Le Monde des livres, 1er octobre 2021, par François Angelier

Solitude âpre et agreste que celle du narrateur anonyme de La Petite Lumière, de l’écrivain italien Antonio Moresco. Replié dans les ruines d’un hameau déserté, « venu ici pour disparaître », y menant la vie frugale et mesurée d’un ermite-poète, solitaire franciscain qui interpelle oralement bêtes et arbres, il est frappé puis peu à peu fasciné par l’apparition nocturne et quotidienne, quelque part dans la montagne, d’une « petite lumière » . Une lueur tenace et fragile, insensée, à la ponctualité énigmatique, qui devient l’unique souci de ses jours. Lancé dans l’élucidation de ce mystère, on l’attire d’abord sur la voie ufologique, voie sans issue. Parvenu avec peine au foyer précis où point la lumière, il y découvrira un tout autre secret, fantomatique et eschatologique.
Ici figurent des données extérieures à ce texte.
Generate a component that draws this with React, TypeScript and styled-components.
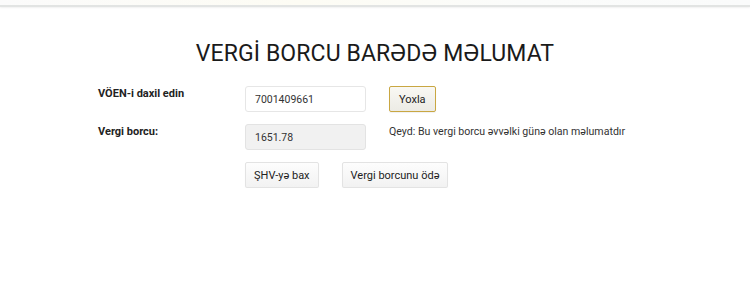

Long conte ou court roman, le texte de Moresco, pure splendeur, entrelace l’émoi fantastique et la violente étreinte d’une poésie chtonienne, celle d’un « paysage primordial modelé à coups de pouce » où s’empoignent pierres et plantes, cieux et rivières, le nœud de forces tapi dans l’épaisseur du monde, l’âme apocalyptique d’une matière en proie à la virulence de sa force.